- _Given problem_
Filter the listing and keep only the lines with the word "styles".

- _Material provided_
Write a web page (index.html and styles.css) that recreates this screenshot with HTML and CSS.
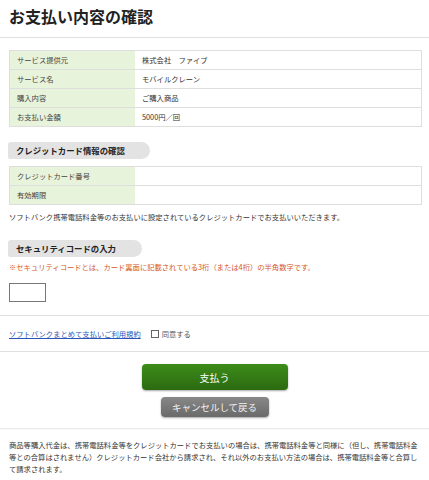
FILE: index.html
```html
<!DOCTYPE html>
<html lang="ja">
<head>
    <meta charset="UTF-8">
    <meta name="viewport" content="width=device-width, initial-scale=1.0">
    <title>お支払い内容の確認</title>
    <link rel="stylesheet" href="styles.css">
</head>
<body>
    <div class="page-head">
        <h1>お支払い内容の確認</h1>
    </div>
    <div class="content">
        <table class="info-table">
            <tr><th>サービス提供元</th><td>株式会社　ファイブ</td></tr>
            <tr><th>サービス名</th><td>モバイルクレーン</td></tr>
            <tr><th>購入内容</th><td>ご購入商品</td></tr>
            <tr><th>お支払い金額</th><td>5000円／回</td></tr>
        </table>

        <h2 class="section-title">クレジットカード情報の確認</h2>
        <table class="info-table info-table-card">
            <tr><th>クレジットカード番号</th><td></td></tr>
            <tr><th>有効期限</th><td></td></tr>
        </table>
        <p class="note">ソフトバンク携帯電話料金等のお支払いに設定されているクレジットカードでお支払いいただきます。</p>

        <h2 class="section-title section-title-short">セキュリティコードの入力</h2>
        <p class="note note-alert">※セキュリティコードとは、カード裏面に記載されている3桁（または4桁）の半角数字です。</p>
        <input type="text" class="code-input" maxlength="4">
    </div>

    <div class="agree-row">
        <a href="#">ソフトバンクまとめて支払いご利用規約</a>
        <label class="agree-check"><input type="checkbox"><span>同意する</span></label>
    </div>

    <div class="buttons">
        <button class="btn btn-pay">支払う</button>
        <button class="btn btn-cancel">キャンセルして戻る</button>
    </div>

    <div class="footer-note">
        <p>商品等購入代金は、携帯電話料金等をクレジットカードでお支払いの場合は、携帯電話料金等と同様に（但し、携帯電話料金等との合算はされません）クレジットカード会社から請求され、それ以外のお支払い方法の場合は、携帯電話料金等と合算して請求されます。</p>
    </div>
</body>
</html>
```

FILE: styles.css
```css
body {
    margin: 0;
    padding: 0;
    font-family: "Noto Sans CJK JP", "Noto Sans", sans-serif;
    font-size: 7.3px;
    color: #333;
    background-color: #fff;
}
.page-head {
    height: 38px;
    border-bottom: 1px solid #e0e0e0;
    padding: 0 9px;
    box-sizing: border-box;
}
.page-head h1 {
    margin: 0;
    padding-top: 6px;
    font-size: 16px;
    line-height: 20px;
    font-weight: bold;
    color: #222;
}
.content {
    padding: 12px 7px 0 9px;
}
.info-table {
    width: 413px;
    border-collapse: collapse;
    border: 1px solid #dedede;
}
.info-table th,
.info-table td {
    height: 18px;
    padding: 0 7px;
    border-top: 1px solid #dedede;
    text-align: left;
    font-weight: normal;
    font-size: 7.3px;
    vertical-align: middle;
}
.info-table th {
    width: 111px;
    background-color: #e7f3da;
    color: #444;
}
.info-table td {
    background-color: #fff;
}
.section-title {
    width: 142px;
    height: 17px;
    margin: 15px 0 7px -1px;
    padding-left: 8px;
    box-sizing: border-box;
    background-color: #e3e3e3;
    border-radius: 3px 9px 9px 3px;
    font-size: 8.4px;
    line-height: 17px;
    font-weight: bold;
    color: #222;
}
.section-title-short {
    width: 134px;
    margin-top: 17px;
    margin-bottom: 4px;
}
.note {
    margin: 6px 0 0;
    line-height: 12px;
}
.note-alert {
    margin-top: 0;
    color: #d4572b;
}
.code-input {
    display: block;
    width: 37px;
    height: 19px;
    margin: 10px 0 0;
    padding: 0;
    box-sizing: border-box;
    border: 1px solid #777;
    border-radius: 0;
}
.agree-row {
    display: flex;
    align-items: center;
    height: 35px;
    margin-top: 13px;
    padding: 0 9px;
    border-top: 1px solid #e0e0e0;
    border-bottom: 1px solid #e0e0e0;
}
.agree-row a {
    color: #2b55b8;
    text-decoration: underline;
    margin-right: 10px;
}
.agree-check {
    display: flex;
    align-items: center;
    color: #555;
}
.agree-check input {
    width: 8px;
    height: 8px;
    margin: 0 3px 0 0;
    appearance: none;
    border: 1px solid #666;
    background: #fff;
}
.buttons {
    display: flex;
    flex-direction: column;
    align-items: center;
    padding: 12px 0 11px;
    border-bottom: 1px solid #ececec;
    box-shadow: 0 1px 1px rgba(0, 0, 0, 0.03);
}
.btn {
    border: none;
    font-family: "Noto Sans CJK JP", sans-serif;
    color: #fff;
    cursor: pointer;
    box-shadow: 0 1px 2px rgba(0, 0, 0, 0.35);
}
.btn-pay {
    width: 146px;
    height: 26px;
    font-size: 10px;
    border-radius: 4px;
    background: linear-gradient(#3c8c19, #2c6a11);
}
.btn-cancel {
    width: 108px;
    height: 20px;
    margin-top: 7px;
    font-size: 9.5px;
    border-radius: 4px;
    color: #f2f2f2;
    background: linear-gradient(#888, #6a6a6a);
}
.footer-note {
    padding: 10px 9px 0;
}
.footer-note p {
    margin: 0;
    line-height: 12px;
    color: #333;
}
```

- _Result_
Write a web page (index.html and styles.css) that recreates this screenshot with HTML and CSS.
    <link rel="stylesheet" href="styles.css">
FILE: styles.css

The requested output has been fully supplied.